When we say that mental health is better than insanity, we are making a certain judgment about the quality of individual life and the preferred composition of our society. Mental health is the consensus of a more-or-less sane society. A schizophrenic person not taking his medication might not agree with this. An antisocial personality spends much of his life intentionally breaking the norms and laws of society. A dictator might not give two cents about anyone's mental health.

Social workers also set conditional limits in the therapy session and adhere to the conditional limits set by the criminal justice system. Most therapy groups have certain rules, especially regarding confidentiality, tardiness, name-calling, perhaps a dress code, and so on. Some treatment programs would not exist without court-mandated patients. The mandated clientele has had some aspect of their self-determination involuntarily removed. The drunken driver has limited choices which he probably perceives as no choice at all: he can cooperate with a therapy program, or he can face a future without a driver's license.

What do you do when you have a suicidal patient? Right, you try to talk him out of it. You will call the police if you have to and have him involuntarily hospitalized. When a patient is in crisis they are often unable to think clearly and make good decisions. The response of the social worker is to become directive: in other words, telling the patient what to do.

When it comes to certain behaviors and emotions, we obviously think that our way is the best way and that other people should live according to our way. Life is better than self-imposed death. Happiness is better than unnecessary suffering. Respecting others is better than ripping them off. There are underlying judgments in everything we do as therapists. We are always taking a stand.

There is nothing wrong with exercising good judgment, setting conditional limits on behaviors that are out of control or destructive, and giving directives to people whose mental faculties are clouded. In fact, not to do so would be irresponsible. Not to take a stand means not to think, not to analyze or critique, not even to evaluate or assess.

Practicing tolerance, non-judgment, and unconditional regard really means that we do not persecute those who are different, that everyone has equal rights, that we do not blame victims or condemn the needy, that we maintain a national allegiance while developing cultural pride and identity. It means that we do not discriminate on the basis of sex, race, age, or religion.

Lately I have begun to read again the classic book on group therapy, The Theory and Practice of Group Psychotherapy, by Irvin D. Yalom.

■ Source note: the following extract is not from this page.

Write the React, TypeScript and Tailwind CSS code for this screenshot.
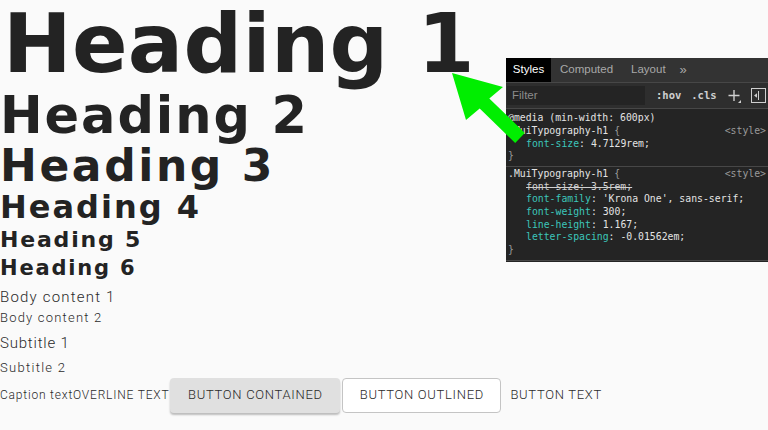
import React from 'react';

const heading = "font-['DejaVu_Sans',sans-serif] font-bold text-[#232323] whitespace-nowrap";
const body = "font-['Roboto',sans-serif] font-light text-[#2a2a2a] whitespace-nowrap";
const mono = "font-['DejaVu_Sans_Mono',monospace]";

const Prop: React.FC<{ name: string; value: string; struck?: boolean }> = ({ name, value, struck }) => {
  if (struck) {
    return <div className="pl-[18px] text-[#d0d0d0] line-through decoration-[#d0d0d0]">{`${name}: ${value};`}</div>;
  }
  return (
    <div className="pl-[18px]">
      <span className="text-[#3cc6bb]">{name}</span>
      <span className="text-[#e3e3e3]">: {value};</span>
    </div>
  );
};

const DevTools: React.FC = () => {
  return (
    <section className="absolute left-[506px] top-[58px] w-[262px] h-[204px] bg-[#242424] flex flex-col">
      <div className="h-[25px] bg-[#333333] border-b border-[#474747] flex items-stretch font-['Liberation_Sans',sans-serif] text-[11.5px]">
        <div className="w-[45px] bg-black text-white flex items-center justify-center">Styles</div>
        <div className="pl-[9px] pr-[18px] text-[#a8a8a8] flex items-center">Computed</div>
        <div className="text-[#a8a8a8] flex items-center">Layout</div>
        <div className="pl-[14px] text-[#a8a8a8] flex items-center text-[13px]">»</div>
      </div>
      <div className="h-[26px] bg-[#2e2e2e] border-b border-[#474747] flex items-center">
        <div className="ml-[1px] w-[138px] h-[19px] bg-[#242424] flex items-center pl-[5px] font-['Liberation_Sans',sans-serif] text-[11.5px] text-[#8c8c8c]">
          Filter
        </div>
        <div className={`${mono} font-bold text-[10.5px] text-[#cfcfcf] ml-[11px]`}>:hov</div>
        <div className={`${mono} font-bold text-[10.5px] text-[#cfcfcf] ml-[10px]`}>.cls</div>
        <div className="relative ml-[11px] w-[14px] h-[14px]">
          <svg viewBox="0 0 14 14" className="w-[14px] h-[14px]">
            <path d="M6 1v11M0.5 6.5h11" stroke="#cfcfcf" strokeWidth="1.4" />
            <path d="M13 11v3h-3z" fill="#cfcfcf" />
          </svg>
        </div>
        <div className="ml-[9px] w-[15px] h-[15px] border border-[#cfcfcf] flex items-center justify-start">
          <div className="ml-[2px] w-[5px] h-[9px] border-r border-[#cfcfcf] flex items-center">
            <svg viewBox="0 0 4 6" className="w-[3px] h-[5px]">
              <path d="M4 0v6L0 3z" fill="#cfcfcf" />
            </svg>
          </div>
        </div>
      </div>
      <div className={`${mono} text-[9.8px] leading-[12.8px] pt-[3px] pb-[3px] pl-[2px] pr-[2px] border-b border-[#474747]`}>
        <div className="text-[#e3e3e3]">@media (min-width: 600px)</div>
        <div className="flex justify-between">
          <span className="text-[#e3e3e3]">
            .MuiTypography-h1 <span className="text-[#9a9a9a]">{'{'}</span>
          </span>
          <span className="text-[#9a9a9a]">{'<style>'}</span>
        </div>
        <Prop name="font-size" value="4.7129rem" />
        <div className="text-[#9a9a9a]">{'}'}</div>
      </div>
      <div className={`${mono} text-[9.8px] leading-[12.6px] pt-[1px] pb-[4px] pl-[2px] pr-[2px] border-b border-[#474747]`}>
        <div className="flex justify-between">
          <span className="text-[#e3e3e3]">
            .MuiTypography-h1 <span className="text-[#9a9a9a]">{'{'}</span>
          </span>
          <span className="text-[#9a9a9a]">{'<style>'}</span>
        </div>
        <Prop name="font-size" value="3.5rem" struck />
        <Prop name="font-family" value="'Krona One', sans-serif" />
        <Prop name="font-weight" value="300" />
        <Prop name="line-height" value="1.167" />
        <Prop name="letter-spacing" value="-0.01562em" />
        <div className="text-[#9a9a9a]">{'}'}</div>
      </div>
    </section>
  );
};

const App: React.FC = () => {
  return (
    <main className="relative w-[768px] h-[430px] overflow-hidden bg-[#fafafa]">
      <div className="flex flex-col items-start">
        <h1 className={`${heading} ml-[3px] text-[82px] leading-[87px] tracking-[0.3px]`}>Heading 1</h1>
        <h2 className={`${heading} text-[51px] leading-[57px] tracking-[1.9px]`}>Heading 2</h2>
        <h3 className={`${heading} text-[44px] leading-[43px] tracking-[2.6px]`}>Heading 3</h3>
        <h4 className={`${heading} text-[32px] leading-[40px] tracking-[2px]`}>Heading 4</h4>
        <h5 className={`${heading} text-[22px] leading-[25px] tracking-[1.8px]`}>Heading 5</h5>
        <h6 className={`${heading} text-[21px] leading-[33px] tracking-[1.8px]`}>Heading 6</h6>
        <p className={`${body} text-[15px] leading-[25px] tracking-[1.2px]`}>Body content 1</p>
        <p className={`${body} text-[13px] leading-[16px] tracking-[1.2px]`}>Body content 2</p>
        <p className={`${body} text-[15px] leading-[34px] tracking-[0.8px]`}>Subtitle 1</p>
        <p className={`${body} text-[13px] leading-[15px] tracking-[1.3px]`}>Subtitle 2</p>
        <div className="pt-[2px] h-[38px] flex items-center">
          <span className={`${body} text-[12px] leading-[20px] tracking-[0.8px]`}>Caption text</span>
          <span className={`${body} text-[12px] leading-[20px] tracking-[0.8px] uppercase`}>Overline text</span>
          <button className={`${body} ml-[1px] w-[170px] h-[35px] rounded-[4px] bg-[#e0e0e0] text-[13px] tracking-[0.7px] uppercase shadow-[0_2px_2px_rgba(0,0,0,0.25)]`}>
            Button contained
          </button>
          <button className={`${body} ml-[2px] w-[159px] h-[35px] rounded-[4px] bg-white border border-[#c4c4c4] text-[13px] tracking-[0.7px] uppercase`}>
            Button outlined
          </button>
          <button className={`${body} ml-[1px] h-[35px] px-[8px] text-[13px] tracking-[0.7px] uppercase`}>
            Button text
          </button>
        </div>
      </div>
      <DevTools />
      <svg className="absolute left-0 top-0 w-[768px] h-[430px] pointer-events-none" viewBox="0 0 768 430">
        <polygon
          points="452,73 503,87 489.3,98.4 524.8,132.9 515.2,143.1 479.7,108.6 466,120"
          fill="#00ee00"
        />
      </svg>
    </main>
  );
};

export default App;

I will close today's topic with an except that begins at the bottom of page 113:

Although no self-respecting therapist likes to consider himself or herself a social reinforcing agent, nevertheless the therapist continuously exerts influence in this manner, unconsciously or deliberately. Therapists may positively reinforce behavior by numerous verbal and nonverbal acts, including nodding, smiling, leaning forward, or offering an interested "mmm" or a direct inquiry for more information.
[End of quote.]

Just because we are social workers, that does not mean we are bland. Quite the contrary, we are role models and constant objects for our patients. They are watching us, studying us, and they can be very sensitive to nuances of eye contact and voice modulation. They know whether or not we care, or if it's just a job and a paycheck. (Written 11/18/02: bibliography available.)

Until we meet again..............stay sane.